═══ Supplied information

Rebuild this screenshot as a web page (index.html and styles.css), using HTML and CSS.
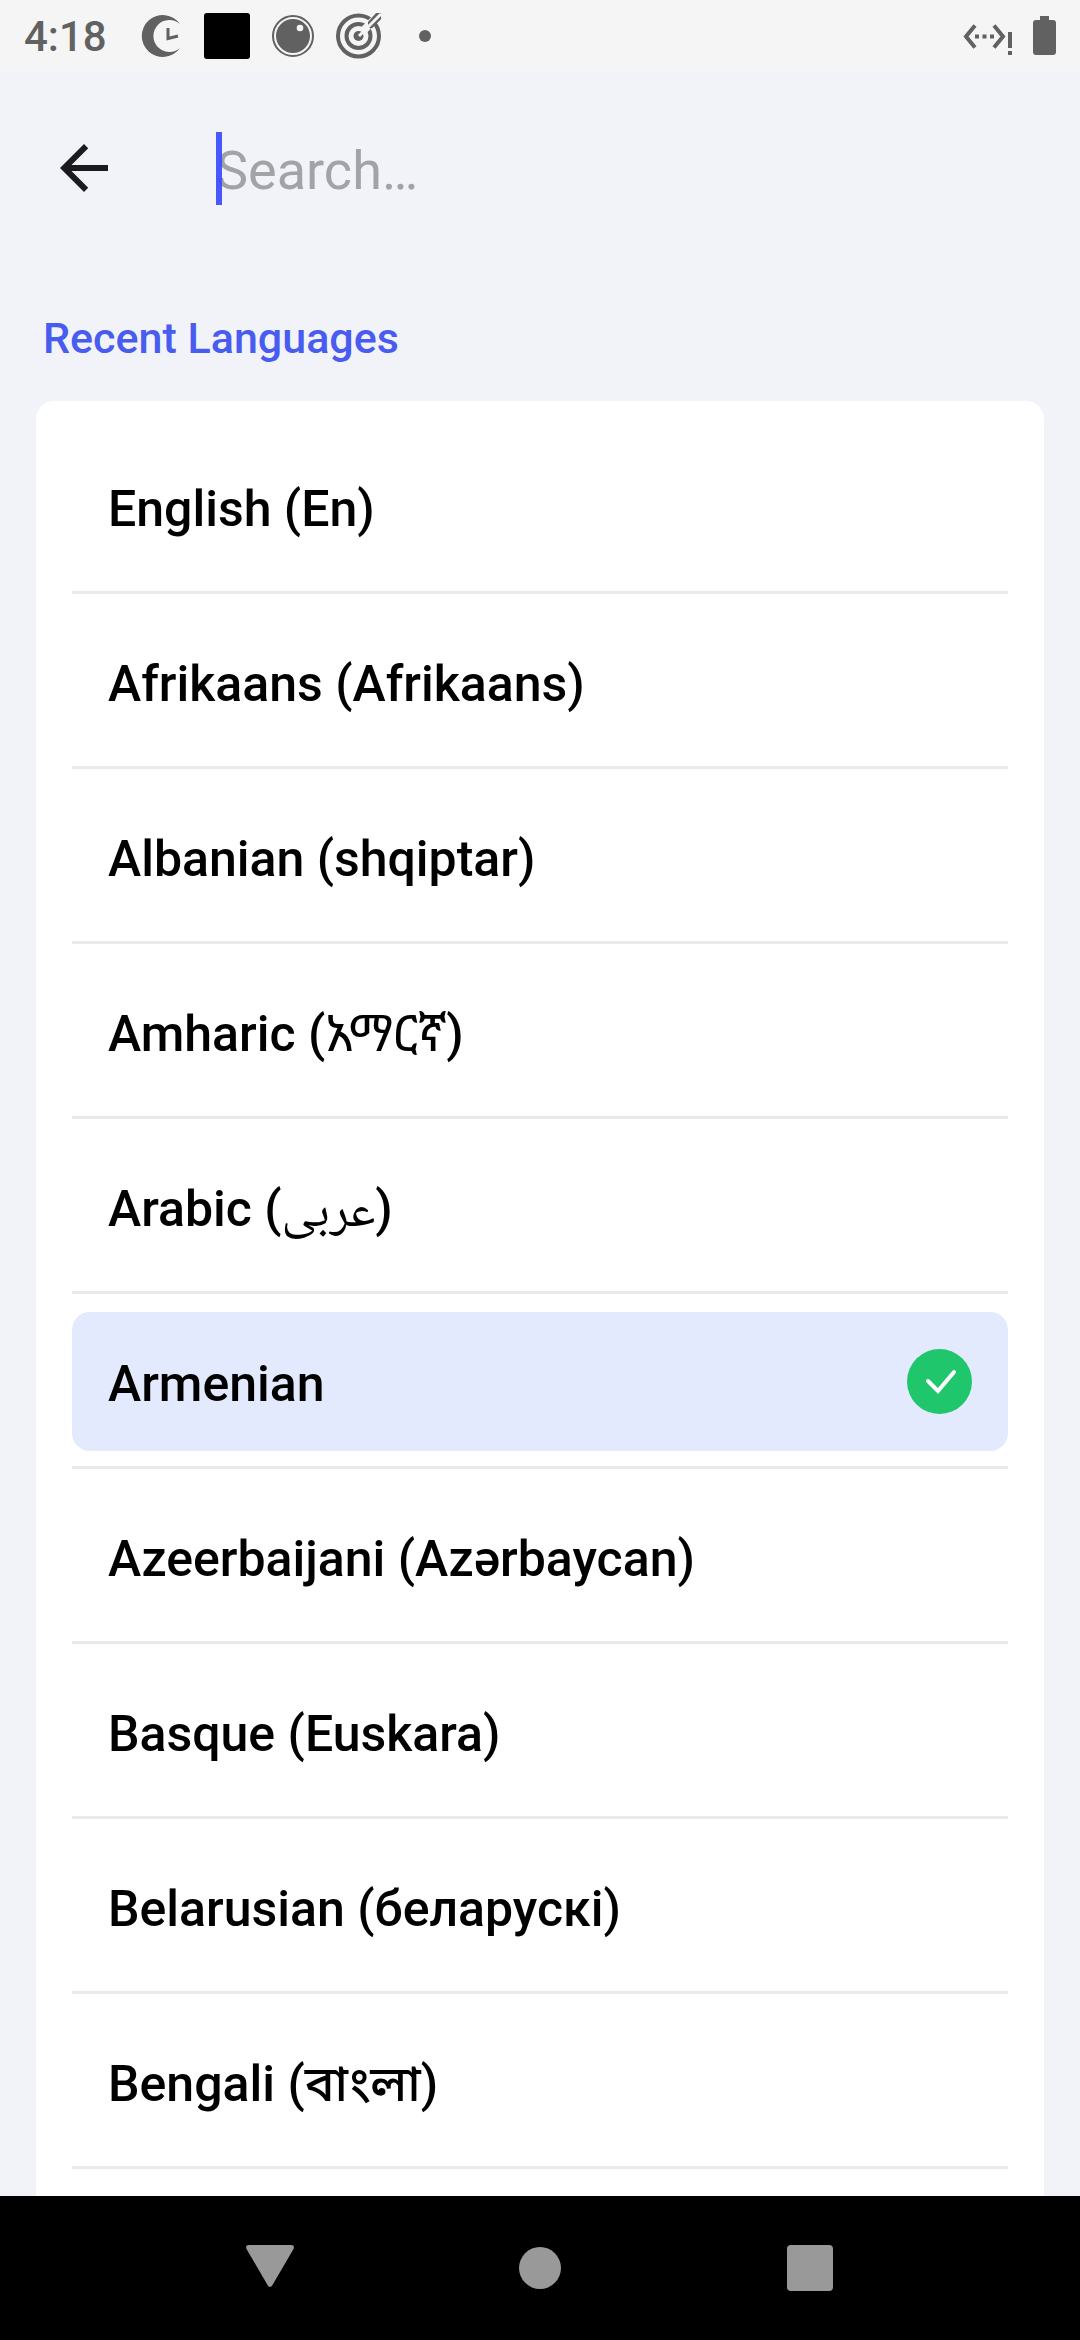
FILE: index.html
```html
<!DOCTYPE html>
<html lang="en">
<head>
<meta charset="utf-8">
<meta name="viewport" content="width=device-width, initial-scale=1">
<title>Languages</title>
<link rel="stylesheet" href="styles.css">
</head>
<body>
<header class="status">
  <time class="clock">4:18</time>
  <div class="status-icons">
    <svg class="status-icon" viewBox="0 0 48 48" aria-hidden="true"><path d="M43 12A21 21 0 1 0 43 36A16 16 0 1 1 43 12Z" fill="#616161"/><path d="M31 16v10.500L41 24" fill="none" stroke="#616161" stroke-width="3"/></svg>
    <svg class="status-icon" viewBox="0 0 48 48" aria-hidden="true"><rect x="1" y="1" width="46" height="46" rx="3" fill="#000"/></svg>
    <svg class="status-icon" viewBox="0 0 48 48" aria-hidden="true"><circle cx="24" cy="24" r="20" fill="none" stroke="#616161" stroke-width="2"/><circle cx="24" cy="24" r="17" fill="#616161"/><circle cx="31" cy="16" r="3.300" fill="#f5f5f5"/></svg>
    <svg class="status-icon" viewBox="0 0 48 48" aria-hidden="true"><g fill="none" stroke="#616161" stroke-width="4"><circle cx="23.500" cy="24" r="20.500"/><circle cx="23.500" cy="24" r="12"/></g><circle cx="23.500" cy="24" r="5" fill="#616161"/><path d="M29 18L46 1" stroke="#f5f5f5" stroke-width="8"/><path d="M33 10L41 1H46V7L37 16H33Z" fill="#616161"/><path d="M24 24L46 2" stroke="#f5f5f5" stroke-width="3"/><path d="M34 18L38 15L46 7V5Z" fill="#616161"/></svg>
    <svg class="status-icon" viewBox="0 0 48 48" aria-hidden="true"><circle cx="24" cy="24" r="6" fill="#616161"/></svg>
  </div>
  <svg class="network" viewBox="0 0 52 48" aria-hidden="true"><path d="M13 13.500L4 24.500L13 35.500M32 13.500L41 24.500L32 35.500" fill="none" stroke="#616161" stroke-width="4"/><path d="M13 22.500h4v4h-4zM20.500 22.500h4v4h-4zM28 22.500h4v4h-4zM46 20h4v16h-4zM46 39h4v4h-4z" fill="#616161"/></svg>
  <svg class="battery" viewBox="0 0 24 48" aria-hidden="true"><path d="M8 4h9v4h4q3 0 3 3v29q0 3-3 3H4q-3 0-3-3V11q0-3 3-3h4z" fill="#616161"/></svg>
</header>
<div class="toolbar">
  <button class="back" type="button" aria-label="Back"><svg class="back-icon" viewBox="0 0 24 24" aria-hidden="true"><path d="M20 11H7.830l5.590-5.590L12 4l-8 8 8 8 1.410-1.410L7.830 13H20z" fill="#1b1b1f"/></svg></button>
  <div class="search">
    <input class="search-input" type="text" placeholder="Search…" aria-label="Search">
    <span class="caret"></span>
  </div>
</div>
<main class="content">
  <h1 class="heading">Recent Languages</h1>
  <ul class="card">
    <li class="row"><label class="option"><input class="radio" type="radio" name="language"><span class="name">English (En)</span></label></li>
    <li class="row"><label class="option"><input class="radio" type="radio" name="language"><span class="name">Afrikaans (Afrikaans)</span></label></li>
    <li class="row"><label class="option"><input class="radio" type="radio" name="language"><span class="name">Albanian (shqiptar)</span></label></li>
    <li class="row"><label class="option"><input class="radio" type="radio" name="language"><span class="name">Amharic (<span class="native amharic" lang="am">አማርኛ</span>)</span></label></li>
    <li class="row"><label class="option"><input class="radio" type="radio" name="language"><span class="name">Arabic (<span class="native arabic" lang="ar">عربى</span>)</span></label></li>
    <li class="row"><label class="option selected"><input class="radio" type="radio" name="language" checked><span class="name">Armenian</span><svg class="check" viewBox="0 0 65 65" aria-hidden="true"><circle cx="32.500" cy="32.500" r="32.500" fill="#20c66b"/><path d="M21 32L31 42L47 23" fill="none" stroke="#fff" stroke-width="4" stroke-linecap="round"/></svg></label></li>
    <li class="row"><label class="option"><input class="radio" type="radio" name="language"><span class="name">Azeerbaijani (Azərbaycan)</span></label></li>
    <li class="row"><label class="option"><input class="radio" type="radio" name="language"><span class="name">Basque (Euskara)</span></label></li>
    <li class="row"><label class="option"><input class="radio" type="radio" name="language"><span class="name">Belarusian (беларускі)</span></label></li>
    <li class="row"><label class="option"><input class="radio" type="radio" name="language"><span class="name">Bengali (<span class="native bengali" lang="bn">বাংলা</span>)</span></label></li>
    <li class="row"></li>
  </ul>
</main>
<nav class="system-nav" aria-label="System">
  <button class="nav-button" type="button" aria-label="Back"><svg class="nav-icon" viewBox="0 0 48 48" aria-hidden="true"><path d="M3 1H45Q49 1 47.500 5L26.500 41Q24 45 21.500 41L.5 5Q-1 1 3 1Z" fill="#999"/></svg></button>
  <button class="nav-button" type="button" aria-label="Home"><svg class="nav-icon" viewBox="0 0 48 48" aria-hidden="true"><circle cx="24" cy="24" r="21" fill="#999"/></svg></button>
  <button class="nav-button" type="button" aria-label="Overview"><svg class="nav-icon" viewBox="0 0 48 48" aria-hidden="true"><rect x="1" y="1" width="46" height="46" rx="4" fill="#999"/></svg></button>
</nav>
</body>
</html>
```
FILE: styles.css
```css
* {
  box-sizing: border-box;
}

body {
  display: flex;
  flex-direction: column;
  height: 100vh;
  margin: 0;
  overflow: hidden;
  background: #f2f3f9;
  color: #000;
  font-family: Roboto, "Noto Sans", sans-serif;
}

button {
  display: grid;
  place-items: center;
  padding: 0;
  border: 0;
  background: none;
}

svg {
  display: block;
  flex: none;
}

.status {
  display: flex;
  flex: none;
  align-items: center;
  height: 72px;
  padding: 0 24px;
  background: #f5f5f5;
}

.clock {
  width: 113px;
  padding-top: 2px;
  color: #616161;
  font-size: 42px;
  font-weight: 500;
  line-height: 48px;
}

.status-icons {
  display: flex;
  flex: 1;
  gap: 18px;
}

.status-icon {
  width: 48px;
  height: 48px;
}

.network {
  width: 52px;
  height: 48px;
  margin-right: 18px;
}

.battery {
  width: 24px;
  height: 48px;
}

.toolbar {
  display: flex;
  flex: none;
  align-items: center;
  gap: 84px;
  height: 192px;
  padding: 0 36px;
}

.back {
  width: 96px;
  height: 96px;
}

.back-icon {
  width: 72px;
  height: 72px;
}

.search {
  position: relative;
  flex: 1;
}

.search-input {
  display: block;
  width: 100%;
  height: 73px;
  padding: 4px 0 0;
  border: 0;
  outline: 0;
  background: none;
  color: #000;
  font: 400 54px/64px Roboto, "Noto Sans", sans-serif;
}

.search-input::placeholder {
  color: #a2a3a7;
  opacity: 1;
}

.caret {
  position: absolute;
  top: 0;
  left: 0;
  width: 6px;
  height: 100%;
  background: rgb(58 75 255 / 92%);
}

.content {
  flex: 1;
  min-height: 0;
  padding: 48px 36px 0;
  overflow: hidden;
}

.heading {
  margin: 0 0 36px;
  padding: 0 7px;
  color: #485cf0;
  font-size: 43px;
  font-weight: 500;
  line-height: 53px;
}

.card {
  margin: 0;
  padding: 18px 36px;
  border-radius: 18px;
  background: #fff;
  list-style: none;
}

.row {
  padding: 18px 0 15px;
  border-bottom: 3px solid #e9e9e9;
}

.option {
  position: relative;
  display: flex;
  align-items: center;
  height: 139px;
  padding: 0 36px;
  border-radius: 18px;
  font-size: 50px;
  font-weight: 500;
  line-height: 60px;
}

.name {
  padding-top: 4px;
}

.selected {
  background: #e3eafd;
}

.radio {
  position: absolute;
  margin: 0;
  opacity: 0;
}

/* Keeps the taller native scripts from moving the row's baseline. */
.native {
  line-height: 0;
}

.amharic {
  font-family: "Noto Sans Ethiopic", Roboto, sans-serif;
  font-weight: 400;
}

.arabic {
  font-family: "Noto Naskh Arabic", "Noto Sans Arabic", Roboto, sans-serif;
  font-weight: 400;
}

.bengali {
  font-family: "Noto Sans Bengali", Roboto, sans-serif;
  font-weight: 500;
}

.check {
  width: 65px;
  height: 65px;
  margin-left: auto;
}

.system-nav {
  display: grid;
  flex: none;
  grid-template-columns: repeat(3, 1fr);
  height: 144px;
  padding: 0 12.5%;
  background: #000;
}

.nav-icon {
  width: 48px;
  height: 48px;
}
```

══════

Pick out the lines containing the string "styles" and show them.

Output:
Rebuild this screenshot as a web page (index.html and styles.css), using HTML and CSS.
<link rel="stylesheet" href="styles.css">
FILE: styles.css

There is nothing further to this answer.